In the atmosphere immediately after a terrorist atrocity, a discourse emerges where caring about the victims and being serious about dealing with the threat are taken to be synonymous with advocating military responses and clampdowns on civil liberties, irrespective of the fact that fourteen years of pursuing this approach under the “war on terror” has only served to make the problem far worse. At times like these it takes a great deal of courage to articulate a careful, cautious approach emphasising non-military forms of action that address root causes and whose effects may be less dramatic and immediate. Many people were simply not in the mood to hear this sort of thing from Corbyn, but his policies are objectively more likely to make us safer, and I admire him for not being intimidated into silence despite the gallons of vitriol that have been poured on him.

In general, on national security, there is something heavily gendered about the narrative that casts the alpha male Cameron keeping Britain safe versus the dithering milquetoast Corbyn who doesn't understand the harsh realities. We reached the nadir of this stone age machismo during the last election campaign when Very Serious Jeremy Paxman put it to Ed Miliband that he couldn’t have Vladimir Putin in a fight.  After the disasters of the last decade and a half, the time is right to articulate a more intelligent, sophisticated alternative to the expensive, counterproductive militarism of the Conservative Party and the Labour right wing.

The question of whether Corbyn can win an election is certainly one that preoccupies me. He will struggle to attract voters to his right just as Yvette Cooper, Andy Burnham or Liz Kendall would have struggled to win back votes Labour lost to the SNP and the Greens. Enthusing and rallying the perhaps 30 per cent of the electorate who are broadly on the left is one thing, but adding the other 6-7 per cent that you need to win an election is another challenge altogether. Corbyn and his team have been on a steep learning curve since their shock victory in September, and they urgently need to clarify their message and improve their media strategy. Almost all the corporate press are bound to remain hostile, but there are ways to provide them with as little ammunition as possible.

More importantly, Corbyn’s team need to find ways of connecting directly with the public and bring them actively into what he's trying to do. In the current anti-politics mood, an opposition party based on a genuine, engaged mass movement could be a formidable force. Initiatives like “Momentum” will need to make quick and substantial progress.

Fundamentally, Corbyn’s Labour has to do what everyone concerned with genuine social progress has had to do throughout history: articulate points of view that go against prevailing orthodoxy, and do so in as persuasive a way as possible. By definition, these are battles against the odds. But you can't win them if you don't fight them. And for me, and I think most people on Corbyn's part of the left, five years of austerity have taken us beyond the point where we can accept the least worst version of the status quo. That prospect has simply become too painful for too many people.

So will I join? I’m still unsure. Without doubt there will be times when the leadership needs constructive, even robust criticism, and as a writer and researcher I may feel more free to articulate that outside of the Labour tribe.

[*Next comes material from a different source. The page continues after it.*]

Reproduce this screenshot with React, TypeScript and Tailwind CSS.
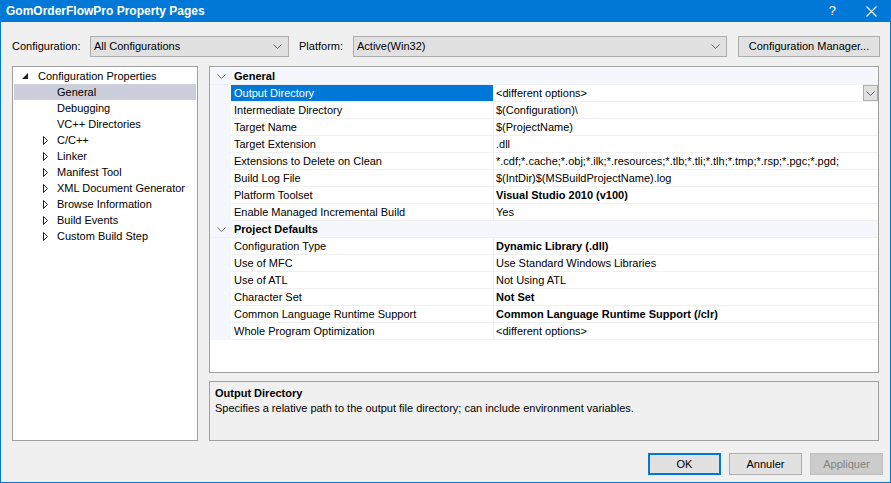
import React from "react";

const font = { fontFamily: '"Liberation Sans", Arial, sans-serif' };

function Chevron({ className = "" }: { className?: string }) {
  return (
    <svg width="9" height="5" viewBox="0 0 9 5" className={className} aria-hidden>
      <polyline points="0.5,0.5 4.5,4.5 8.5,0.5" fill="none" stroke="currentColor" strokeWidth="1" />
    </svg>
  );
}

function Combo({ value, width }: { value: string; width: string }) {
  return (
    <div
      className={`flex h-[21px] ${width} items-center justify-between border border-[#adadad] bg-[#e1e1e1] pl-[3px] pr-[6px] text-[11px] text-black`}
    >
      <span>{value}</span>
      <Chevron className="text-[#606060]" />
    </div>
  );
}

type TreeItem = { label: string; level: 0 | 1; kind: "open" | "closed" | "leaf"; selected?: boolean };

const tree: TreeItem[] = [
  { label: "Configuration Properties", level: 0, kind: "open" },
  { label: "General", level: 1, kind: "leaf", selected: true },
  { label: "Debugging", level: 1, kind: "leaf" },
  { label: "VC++ Directories", level: 1, kind: "leaf" },
  { label: "C/C++", level: 1, kind: "closed" },
  { label: "Linker", level: 1, kind: "closed" },
  { label: "Manifest Tool", level: 1, kind: "closed" },
  { label: "XML Document Generator", level: 1, kind: "closed" },
  { label: "Browse Information", level: 1, kind: "closed" },
  { label: "Build Events", level: 1, kind: "closed" },
  { label: "Custom Build Step", level: 1, kind: "closed" },
];

function TreeRow({ item }: { item: TreeItem }) {
  return (
    <div
      className={`flex h-4 items-center text-[11px] text-black ${item.selected ? "bg-[#cccedb]" : ""}`}
    >
      {item.level === 0 ? (
        <>
          <span className="ml-[8px] flex w-[16px] items-center">
            <svg width="6" height="6" viewBox="0 0 6 6" aria-hidden>
              <polygon points="6,0 6,6 0,6" fill="#1e1e1e" />
            </svg>
          </span>
          <span>{item.label}</span>
        </>
      ) : (
        <>
          <span className="ml-[29px] flex w-[14px] items-center">
            {item.kind === "closed" && (
              <svg width="5" height="9" viewBox="0 0 5 9" aria-hidden>
                <polygon points="0.5,0.5 4.5,4.5 0.5,8.5" fill="none" stroke="#1e1e1e" strokeWidth="1" />
              </svg>
            )}
          </span>
          <span>{item.label}</span>
        </>
      )}
    </div>
  );
}

type Prop = { name: string; value: string; bold?: boolean; selected?: boolean };

const general: Prop[] = [
  { name: "Output Directory", value: "<different options>", selected: true },
  { name: "Intermediate Directory", value: "$(Configuration)\\" },
  { name: "Target Name", value: "$(ProjectName)" },
  { name: "Target Extension", value: ".dll" },
  {
    name: "Extensions to Delete on Clean",
    value: "*.cdf;*.cache;*.obj;*.ilk;*.resources;*.tlb;*.tli;*.tlh;*.tmp;*.rsp;*.pgc;*.pgd;",
  },
  { name: "Build Log File", value: "$(IntDir)$(MSBuildProjectName).log" },
  { name: "Platform Toolset", value: "Visual Studio 2010 (v100)", bold: true },
  { name: "Enable Managed Incremental Build", value: "Yes" },
];

const defaults: Prop[] = [
  { name: "Configuration Type", value: "Dynamic Library (.dll)", bold: true },
  { name: "Use of MFC", value: "Use Standard Windows Libraries" },
  { name: "Use of ATL", value: "Not Using ATL" },
  { name: "Character Set", value: "Not Set", bold: true },
  { name: "Common Language Runtime Support", value: "Common Language Runtime Support (/clr)", bold: true },
  { name: "Whole Program Optimization", value: "<different options>" },
];

function Category({ title }: { title: string }) {
  return (
    <div className="flex h-[17px] items-center border-b border-[#f0f0f0] bg-[#f4f7fc] text-[11px]">
      <span className="flex w-[22px] justify-center">
        <Chevron className="text-[#717171]" />
      </span>
      <span className="pl-[2px] font-bold text-black">{title}</span>
    </div>
  );
}

function PropRow({ p }: { p: Prop }) {
  return (
    <div className="flex h-[17px] text-[11px]">
      <div className="w-[21px] shrink-0 bg-[#f4f7fc]" />
      <div
        className={`flex w-[262px] shrink-0 items-center border-b border-[#f0f0f0] pl-[3px] ${
          p.selected ? "bg-[#0078d7] text-white" : "bg-white text-black"
        }`}
      >
        {p.name}
      </div>
      <div className="relative flex min-w-0 flex-1 items-center overflow-hidden whitespace-nowrap border-b border-l border-[#f0f0f0] bg-white pl-[2px] text-black">
        <span className={p.bold ? "font-bold" : ""}>{p.value}</span>
        {p.selected && (
          <span className="absolute right-0 top-0 flex h-[16px] w-[15px] items-center justify-center border border-[#adadad] bg-[#e1e1e1]">
            <Chevron className="text-[#606060]" />
          </span>
        )}
      </div>
    </div>
  );
}

function Button({ label, primary, disabled }: { label: string; primary?: boolean; disabled?: boolean }) {
  return (
    <div
      className={`flex h-[22px] w-[73px] items-center justify-center text-[11px] ${
        primary
          ? "border-2 border-[#0078d7] bg-[#e1e1e1] text-black"
          : disabled
            ? "border border-[#bfbfbf] bg-[#cccccc] text-[#838383]"
            : "border border-[#adadad] bg-[#e1e1e1] text-black"
      }`}
    >
      {label}
    </div>
  );
}

export default function App() {
  return (
    <div
      style={font}
      className="flex h-[483px] w-[891px] flex-col border border-t-0 border-[#0078d7] bg-[#f0f0f0]"
    >
      <div className="-mx-px flex h-[22px] shrink-0 items-center justify-between bg-[#0078d7] pl-[6px] text-white">
        <span className="text-[12px] font-bold">GomOrderFlowPro Property Pages</span>
        <div className="flex items-center">
          <span className="mr-[30px] text-[13px]">?</span>
          <svg width="11" height="11" viewBox="0 0 11 11" className="mr-[14px]" aria-hidden>
            <path d="M0.5 0.5 L10.5 10.5 M10.5 0.5 L0.5 10.5" stroke="white" strokeWidth="1.1" />
          </svg>
        </div>
      </div>

      <div className="mt-[14px] flex h-[21px] items-center pl-[11px] text-[11px] text-black">
        <span className="w-[78px]">Configuration:</span>
        <Combo value="All Configurations" width="w-[199px]" />
        <span className="ml-[10px] w-[54px]">Platform:</span>
        <Combo value="Active(Win32)" width="w-[374px]" />
        <div className="ml-[11px] flex h-[21px] w-[142px] items-center justify-center border border-[#adadad] bg-[#e1e1e1]">
          Configuration Manager...
        </div>
      </div>

      <div className="mt-[9px] flex pl-[11px]">
        <div className="h-[375px] w-[186px] border border-[#a0a0a0] bg-white px-px pt-[1px]">
          {tree.map((item) => (
            <TreeRow key={item.label} item={item} />
          ))}
        </div>

        <div className="ml-[11px] flex w-[670px] flex-col">
          <div className="h-[307px] overflow-hidden border border-[#a0a0a0] bg-white pt-[1px]">
            <Category title="General" />
            {general.map((p) => (
              <PropRow key={p.name} p={p} />
            ))}
            <Category title="Project Defaults" />
            {defaults.map((p) => (
              <PropRow key={p.name} p={p} />
            ))}
          </div>
          <div className="mt-[8px] h-[60px] border border-[#a0a0a0] bg-[#f0f0f0] px-[5px] pt-[4px] text-[11px] text-black">
            <div className="font-bold leading-[15px]">Output Directory</div>
            <div className="leading-[15px]">
              Specifies a relative path to the output file directory; can include environment variables.
            </div>
          </div>
        </div>
      </div>

      <div className="mt-[12px] flex justify-end gap-[8px] pr-[7px]">
        <Button label="OK" primary />
        <Button label="Annuler" />
        <Button label="Appliquer" disabled />
      </div>
    </div>
  );
}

But whatever choice I make, the point for me is that this isn’t really about Jeremy Corbyn so much as the wider movement he represents, demanding a real change of course on politics, economics and foreign policy. That collective effort is something I will certainly continue to play an active part in.

David Wearing researches UK-Saudi-Gulf relations at the School of Oriental and African Studies, where he teaches courses on Middle East politics and international political economy. He sits on the steering committee of Campaign Against Arms Trade.